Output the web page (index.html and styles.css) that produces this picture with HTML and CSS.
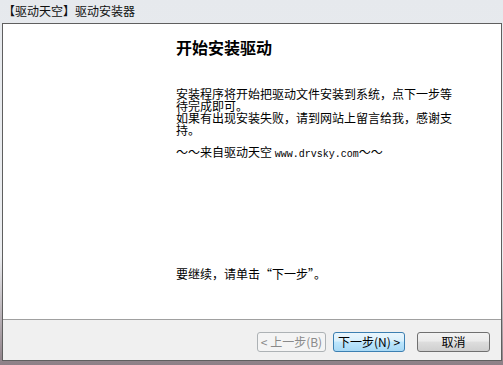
FILE: index.html
```html
<!DOCTYPE html>
<html lang="zh-CN">
<head>
  <meta charset="UTF-8">
  <title>【驱动天空】驱动安装器</title>
  <link rel="stylesheet" href="styles.css">
</head>
<body>
  <div class="window">
    <div class="titlebar">【驱动天空】驱动安装器</div>

    <div class="frame">
      <div class="content">
        <h1>开始安装驱动</h1>
        <p class="intro">安装程序将开始把驱动文件安装到系统，点下一步等待完成即可。<br>如果有出现安装失败，请到网站上留言给我，感谢支持。</p>
        <p class="site">～～来自驱动天空 <span class="url">www.drvsky.com</span>～～</p>
        <p class="continue">要继续，请单击“下一步”。</p>
      </div>

      <div class="footer">
        <button class="btn btn-back" disabled>&lt; 上一步(B)</button>
        <button class="btn btn-next">下一步(N) &gt;</button>
        <button class="btn btn-cancel">取消</button>
      </div>
    </div>
  </div>
</body>
</html>
```

FILE: styles.css
```css
body {
  margin: 0;
  font-family: "Noto Sans CJK SC", "Liberation Sans", sans-serif;
  font-size: 12px;
  color: #000;
  background: linear-gradient(#e6e9ed, #eceef1 70%, #8d7f86);
  height: 365px;
  overflow: hidden;
}

.window {
  width: 503px;
}

.titlebar {
  height: 23px;
  line-height: 21px;
  padding-left: 3px;
  box-sizing: border-box;
  font-size: 12px;
  color: #111;
}

.frame {
  margin-left: 2px;
  width: 500px;
  box-sizing: border-box;
  border: 1px solid #5f5f5f;
  background: #fff;
}

.content {
  height: 295px;
  padding: 15px 0 0 173px;
  box-sizing: border-box;
}

.content h1 {
  margin: 0;
  font-size: 16px;
  line-height: 16px;
  font-weight: bold;
}

.content p {
  margin: 0;
  width: 280px;
  line-height: 12px;
}

.intro {
  padding-top: 33px;
}

.site {
  padding-top: 10px;
}

.url {
  font-family: "Liberation Mono", monospace;
  font-size: 10px;
}

.continue {
  padding-top: 107px;
}

.footer {
  height: 41px;
  box-sizing: border-box;
  border-top: 1px solid #a0a0a0;
  background: #f0f0f0;
  display: flex;
  justify-content: flex-end;
  align-items: flex-start;
  padding: 12px 11px 0 0;
}

.btn {
  height: 20px;
  padding: 0;
  font-family: "Noto Sans CJK SC", sans-serif;
  font-size: 12px;
  line-height: 18px;
  border: 1px solid #707070;
  border-radius: 3px;
  background: linear-gradient(#f2f2f2, #ebebeb 45%, #dddddd 50%, #cfcfcf);
  color: #000;
}

.btn-back {
  width: 69px;
  margin-right: 7px;
  border-color: #adb2b5;
  background: #f4f4f4;
  color: #8a8a8a;
}

.btn-next {
  width: 72px;
  margin-right: 12px;
  border-color: #3c7fb1;
  background: linear-gradient(#eaf6fd, #d9f0fc 45%, #bee6fd 50%, #a7d9f5);
}

.btn-cancel {
  width: 73px;
}
```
=-=-=-=-=
Reproduce the material word for word. Any pictures should be left out of the copy.

**Completed task:**
Output the web page (index.html and styles.css) that produces this picture with HTML and CSS.
FILE: index.html
```html
<!DOCTYPE html>
<html lang="zh-CN">
<head>
  <meta charset="UTF-8">
  <title>【驱动天空】驱动安装器</title>
  <link rel="stylesheet" href="styles.css">
</head>
<body>
  <div class="window">
    <div class="titlebar">【驱动天空】驱动安装器</div>

    <div class="frame">
      <div class="content">
        <h1>开始安装驱动</h1>
        <p class="intro">安装程序将开始把驱动文件安装到系统，点下一步等待完成即可。<br>如果有出现安装失败，请到网站上留言给我，感谢支持。</p>
        <p class="site">～～来自驱动天空 <span class="url">www.drvsky.com</span>～～</p>
        <p class="continue">要继续，请单击“下一步”。</p>
      </div>

      <div class="footer">
        <button class="btn btn-back" disabled>&lt; 上一步(B)</button>
        <button class="btn btn-next">下一步(N) &gt;</button>
        <button class="btn btn-cancel">取消</button>
      </div>
    </div>
  </div>
</body>
</html>
```

FILE: styles.css
```css
body {
  margin: 0;
  font-family: "Noto Sans CJK SC", "Liberation Sans", sans-serif;
  font-size: 12px;
  color: #000;
  background: linear-gradient(#e6e9ed, #eceef1 70%, #8d7f86);
  height: 365px;
  overflow: hidden;
}

.window {
  width: 503px;
}

.titlebar {
  height: 23px;
  line-height: 21px;
  padding-left: 3px;
  box-sizing: border-box;
  font-size: 12px;
  color: #111;
}

.frame {
  margin-left: 2px;
  width: 500px;
  box-sizing: border-box;
  border: 1px solid #5f5f5f;
  background: #fff;
}

.content {
  height: 295px;
  padding: 15px 0 0 173px;
  box-sizing: border-box;
}

.content h1 {
  margin: 0;
  font-size: 16px;
  line-height: 16px;
  font-weight: bold;
}

.content p {
  margin: 0;
  width: 280px;
  line-height: 12px;
}

.intro {
  padding-top: 33px;
}

.site {
  padding-top: 10px;
}

.url {
  font-family: "Liberation Mono", monospace;
  font-size: 10px;
}

.continue {
  padding-top: 107px;
}

.footer {
  height: 41px;
  box-sizing: border-box;
  border-top: 1px solid #a0a0a0;
  background: #f0f0f0;
  display: flex;
  justify-content: flex-end;
  align-items: flex-start;
  padding: 12px 11px 0 0;
}

.btn {
  height: 20px;
  padding: 0;
  font-family: "Noto Sans CJK SC", sans-serif;
  font-size: 12px;
  line-height: 18px;
  border: 1px solid #707070;
  border-radius: 3px;
  background: linear-gradient(#f2f2f2, #ebebeb 45%, #dddddd 50%, #cfcfcf);
  color: #000;
}

.btn-back {
  width: 69px;
  margin-right: 7px;
  border-color: #adb2b5;
  background: #f4f4f4;
  color: #8a8a8a;
}

.btn-next {
  width: 72px;
  margin-right: 12px;
  border-color: #3c7fb1;
  background: linear-gradient(#eaf6fd, #d9f0fc 45%, #bee6fd 50%, #a7d9f5);
}

.btn-cancel {
  width: 73px;
}
```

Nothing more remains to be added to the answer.